* [Data extract]
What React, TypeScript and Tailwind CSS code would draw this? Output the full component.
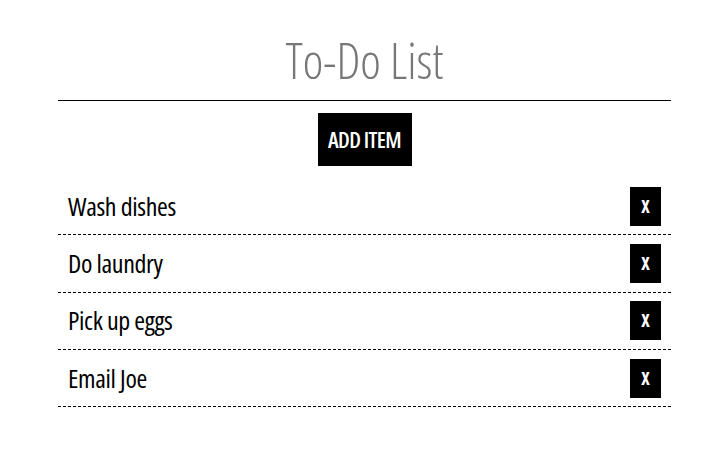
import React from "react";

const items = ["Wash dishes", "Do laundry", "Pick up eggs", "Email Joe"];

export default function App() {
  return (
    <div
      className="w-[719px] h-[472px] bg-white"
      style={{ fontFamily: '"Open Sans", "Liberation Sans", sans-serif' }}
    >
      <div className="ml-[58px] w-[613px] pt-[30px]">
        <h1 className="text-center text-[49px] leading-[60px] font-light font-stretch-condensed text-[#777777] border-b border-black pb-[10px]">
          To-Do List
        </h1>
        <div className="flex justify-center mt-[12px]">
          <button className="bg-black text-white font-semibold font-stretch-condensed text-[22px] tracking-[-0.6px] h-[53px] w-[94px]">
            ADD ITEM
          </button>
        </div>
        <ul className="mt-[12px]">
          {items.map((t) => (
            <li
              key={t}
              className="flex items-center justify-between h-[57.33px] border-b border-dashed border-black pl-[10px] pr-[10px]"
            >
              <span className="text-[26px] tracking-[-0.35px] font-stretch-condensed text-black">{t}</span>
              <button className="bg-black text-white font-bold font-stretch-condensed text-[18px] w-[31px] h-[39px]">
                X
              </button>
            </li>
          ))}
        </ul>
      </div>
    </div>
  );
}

* [What the task requires] Transcribe the material exactly, and leave out whatever pictures it holds.

* [Answer in full]
What React, TypeScript and Tailwind CSS code would draw this? Output the full component.
import React from "react";

const items = ["Wash dishes", "Do laundry", "Pick up eggs", "Email Joe"];

export default function App() {
  return (
    <div
      className="w-[719px] h-[472px] bg-white"
      style={{ fontFamily: '"Open Sans", "Liberation Sans", sans-serif' }}
    >
      <div className="ml-[58px] w-[613px] pt-[30px]">
        <h1 className="text-center text-[49px] leading-[60px] font-light font-stretch-condensed text-[#777777] border-b border-black pb-[10px]">
          To-Do List
        </h1>
        <div className="flex justify-center mt-[12px]">
          <button className="bg-black text-white font-semibold font-stretch-condensed text-[22px] tracking-[-0.6px] h-[53px] w-[94px]">
            ADD ITEM
          </button>
        </div>
        <ul className="mt-[12px]">
          {items.map((t) => (
            <li
              key={t}
              className="flex items-center justify-between h-[57.33px] border-b border-dashed border-black pl-[10px] pr-[10px]"
            >
              <span className="text-[26px] tracking-[-0.35px] font-stretch-condensed text-black">{t}</span>
              <button className="bg-black text-white font-bold font-stretch-condensed text-[18px] w-[31px] h-[39px]">
                X
              </button>
            </li>
          ))}
        </ul>
      </div>
    </div>
  );
}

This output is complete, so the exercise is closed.